The phantom line 39 indicates a ground in one of the motor leads for illustrative purposes. This ground may be the result of nicked insulation, poorly insulated motor terminal connections, or a motor stator leakage to ground. It may also be a high impedance leakage path, or a solid low impedance path. Assuming that a short to ground exists prior to motor start up, and further that the input power line is of the indicated polarity, then the gating of a positive power device, such as 32, will result in a short circuit from the positive power terminal 12 through diode 16, power switch 32, through the leakage path 39, through the power circuit ground and returned to the negative side of the power source. This results in 115 volts(ac) being applied to the circuit described.

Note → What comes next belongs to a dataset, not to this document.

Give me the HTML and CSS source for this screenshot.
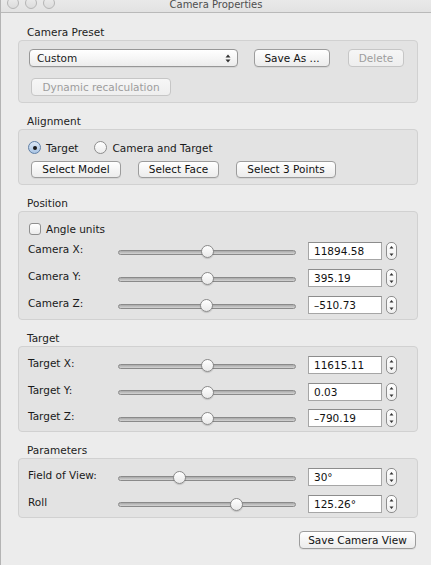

Note in particular that this path does not include the current sensor 29 and hence the control would have no way of knowing that the short circuit had occurred, and the failure of one or more positive side power switches will likely result long before any protective functions can be activated.
Assuming, however, that the first power switch to be gated is a negative side cell such as 38, the short circuit loop initiated when switch 38 is gated is from voltage source lead 14 through the system ground, through the leakage path 39, through switch 38, current sensor 29, and diode 22. This path includes the current sensor 29 and the fault current can theoretically be detected. However, if the short circuit is a very low impedance, the current in the loop will rise so rapidly that the delays in the filter described above will allow the current to rise to levels adequate to destroy the power switch 38 before the current protection function has time to work. Thus, it can be seen that gating of a positive side switch will result in its destruction because the current path does not include a current sensor, and the gating of a negative side cell may result in its destruction because of delays introduced into the protection function to avoid nuisance trips or false shutdowns. Accordingly, it is desirable to provide a method for detecting ground leakage paths prior to applying full power to the three phase bridge.